- [Exercise brief]: Find every line with the string "Convert" in it, count them, and reply with that count only.

───── Listing

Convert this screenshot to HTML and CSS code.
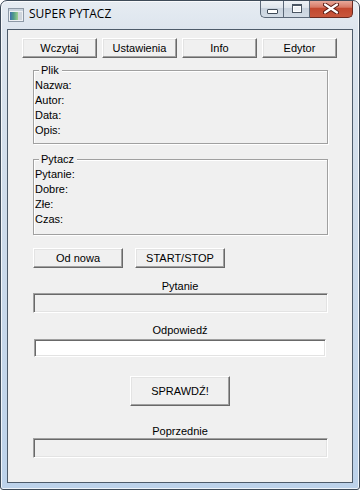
FILE: index.html
```html
<!DOCTYPE html>
<html lang="pl">
<head>
<meta charset="utf-8">
<title>SUPER PYTACZ</title>
<link rel="stylesheet" href="styles.css">
</head>
<body>
<div class="window">
  <div class="titlebar">
    <svg class="app-icon" viewBox="0 0 16 14" width="16" height="14">
      <defs>
        <linearGradient id="pane" x1="0" y1="0" x2="1" y2="0">
          <stop offset="0" stop-color="#3f6fae"/>
          <stop offset="0.45" stop-color="#4f9c8a"/>
          <stop offset="1" stop-color="#9fd08e"/>
        </linearGradient>
      </defs>
      <rect x="0.5" y="0.5" width="15" height="13" fill="#eef1f4" stroke="#8d99a6"/>
      <rect x="1" y="1" width="14" height="2" fill="#c9d3dd"/>
      <rect x="2" y="4" width="8" height="8" fill="url(#pane)"/>
      <rect x="10" y="4" width="4" height="8" fill="#cfd6dd"/>
    </svg>
    <span class="title">SUPER PYTACZ</span>
    <div class="controls">
      <div class="ctl min"><span class="min-glyph"></span></div>
      <div class="ctl max"><span class="max-glyph"></span></div>
      <div class="ctl close">
        <svg viewBox="0 0 16 11" width="16" height="11">
          <path d="M2 1.5 L14 9.5 M14 1.5 L2 9.5" stroke="#5a1c14" stroke-width="4.2" stroke-linecap="round"/>
          <path d="M2 1.5 L14 9.5 M14 1.5 L2 9.5" stroke="#ffffff" stroke-width="2.2" stroke-linecap="round"/>
        </svg>
      </div>
    </div>
  </div>
  <div class="client">
    <div class="toolbar">
      <button class="btn tb-btn">Wczytaj</button>
      <button class="btn tb-btn">Ustawienia</button>
      <button class="btn tb-btn">Info</button>
      <button class="btn tb-btn">Edytor</button>
    </div>

    <div class="group group-plik">
      <span class="legend">Plik</span>
      <div class="field">Nazwa:</div>
      <div class="field">Autor:</div>
      <div class="field">Data:</div>
      <div class="field">Opis:</div>
    </div>

    <div class="group group-pytacz">
      <span class="legend">Pytacz</span>
      <div class="field">Pytanie:</div>
      <div class="field">Dobre:</div>
      <div class="field">Złe:</div>
      <div class="field">Czas:</div>
    </div>

    <div class="actions">
      <button class="btn act-btn">Od nowa</button>
      <button class="btn act-btn">START/STOP</button>
    </div>

    <div class="caption cap-pytanie">Pytanie</div>
    <div class="textbox tb-readonly"></div>

    <div class="caption cap-odp">Odpowiedź</div>
    <div class="textbox tb-input"></div>

    <button class="btn check-btn">SPRAWDŹ!</button>

    <div class="caption cap-prev">Poprzednie</div>
    <div class="textbox tb-readonly"></div>
  </div>
</div>
</body>
</html>
```

FILE: styles.css
```css
* { box-sizing: border-box; }

html, body {
  margin: 0;
  padding: 0;
  background: #ffffff;
}

body {
  width: 360px;
  height: 490px;
  font-family: "Liberation Sans", Arial, sans-serif;
  font-size: 11px;
  color: #000;
}

.window {
  width: 360px;
  height: 490px;
  border: 1px solid #3e4b59;
  border-radius: 7px 7px 3px 3px;
  background: linear-gradient(180deg, #e6ecf2 0px, #dde5ee 28px, #cfdcea 200px, #bcd2ea 100%);
  box-shadow: inset 0 0 0 1px rgba(255, 255, 255, 0.75);
  display: flex;
  flex-direction: column;
  overflow: hidden;
}

.titlebar {
  height: 28px;
  flex: none;
  display: flex;
  align-items: flex-start;
}

.app-icon {
  flex: none;
  margin: 7px 0 0 7px;
}

.title {
  font-family: "Open Sans", "Liberation Sans", sans-serif;
  font-size: 12px;
  line-height: 16px;
  margin: 5px 0 0 5px;
  color: #000;
}

.controls {
  margin-left: auto;
  margin-right: 6px;
  margin-top: -1px;
  display: flex;
  height: 18px;
}

.ctl {
  height: 18px;
  border: 1px solid #5b6878;
  border-top: none;
  display: flex;
  justify-content: center;
}

.min {
  width: 23px;
  border-right: none;
  border-radius: 0 0 0 5px;
  align-items: flex-end;
  padding-bottom: 3px;
  background: linear-gradient(180deg, #f1f4f7 0%, #dee5ec 45%, #c9d3de 50%, #d3dce6 100%);
}

.max {
  width: 27px;
  align-items: center;
  background: linear-gradient(180deg, #f1f4f7 0%, #dee5ec 45%, #c9d3de 50%, #d3dce6 100%);
}

.close {
  width: 43px;
  align-items: center;
  border-color: #6b2a20;
  border-left: none;
  border-radius: 0 0 5px 0;
  background: linear-gradient(180deg, #eab0a3 0%, #d77a66 42%, #c2482f 50%, #c8573d 100%);
}

.min-glyph {
  width: 11px;
  height: 5px;
  border: 1px solid #3f4b58;
  border-radius: 1px;
  background: #ffffff;
}

.max-glyph {
  width: 10px;
  height: 9px;
  border: 1px solid #4a5663;
  border-top-width: 2px;
  background: #eef2f6;
  box-shadow: inset 0 0 0 1px #ffffff;
}

.client {
  flex: 1;
  margin: 0 6px 6px;
  border: 1px solid #4d5b6a;
  background: #f0f0f0;
  display: flex;
  flex-direction: column;
  align-items: flex-start;
}

.btn {
  font-family: "Liberation Sans", Arial, sans-serif;
  font-size: 11px;
  color: #000;
  background: #f0f0f0;
  border: 1px solid;
  border-color: #ffffff #696969 #696969 #ffffff;
  box-shadow: inset -1px -1px 0 #a0a0a0, inset 1px 1px 0 #e3e3e3;
  padding: 0;
  margin: 0;
  display: flex;
  align-items: center;
  justify-content: center;
}

.toolbar {
  display: flex;
  gap: 5px;
  margin: 8px 0 0 14px;
}

.tb-btn {
  width: 75px;
  height: 20px;
}

.group {
  position: relative;
  margin-left: 25px;
  width: 295px;
  border: 1px solid #a0a0a0;
  box-shadow: inset 1px 1px 0 #ffffff, 1px 1px 0 #ffffff;
  padding: 7px 1px 0;
}

.group-plik {
  margin-top: 12px;
  height: 74px;
}

.group-pytacz {
  margin-top: 15px;
  height: 76px;
}

.legend {
  position: absolute;
  top: -8px;
  left: 5px;
  padding: 0 3px 0 2px;
  line-height: 15px;
  background: #f0f0f0;
}

.field {
  line-height: 15px;
  height: 15px;
}

.actions {
  display: flex;
  gap: 12px;
  margin: 13px 0 0 25px;
}

.act-btn {
  width: 90px;
  height: 20px;
}

.caption {
  width: 100%;
  text-align: center;
  line-height: 14px;
  height: 14px;
}

.cap-pytanie { margin-top: 11px; }
.cap-odp { margin-top: 10px; }
.cap-prev { margin-top: 18px; }

.textbox {
  border: 1px solid;
  border-color: #a0a0a0 #ffffff #ffffff #a0a0a0;
  box-shadow: inset 1px 1px 0 #696969, inset -1px -1px 0 #e3e3e3;
}

.tb-readonly {
  margin-left: 25px;
  width: 295px;
  height: 20px;
  background: #f0f0f0;
}

.tb-input {
  margin: 2px 0 0 26px;
  width: 292px;
  height: 18px;
  background: #ffffff;
}

.check-btn {
  align-self: center;
  width: 100px;
  height: 30px;
  margin-top: 19px;
}
```
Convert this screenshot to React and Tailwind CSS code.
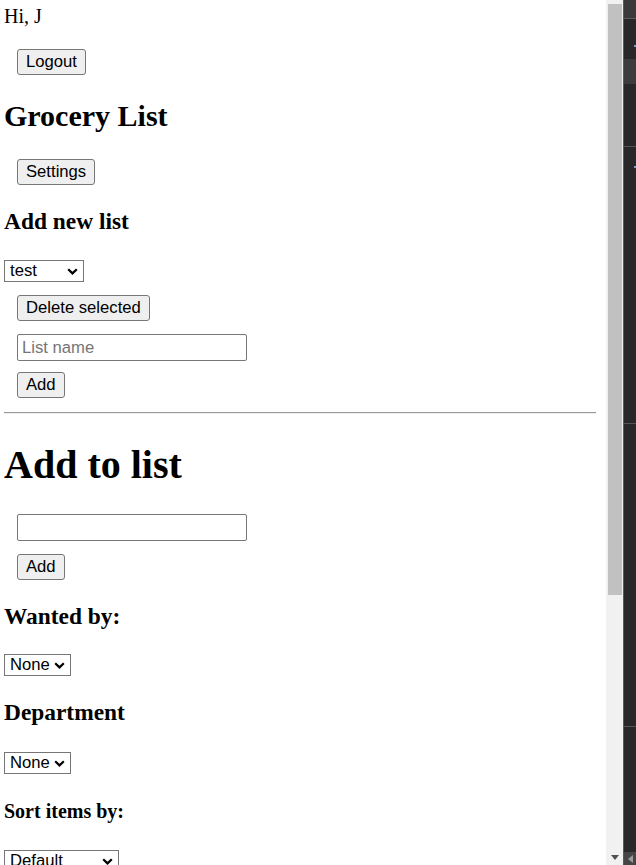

──────────

- [The result]: 2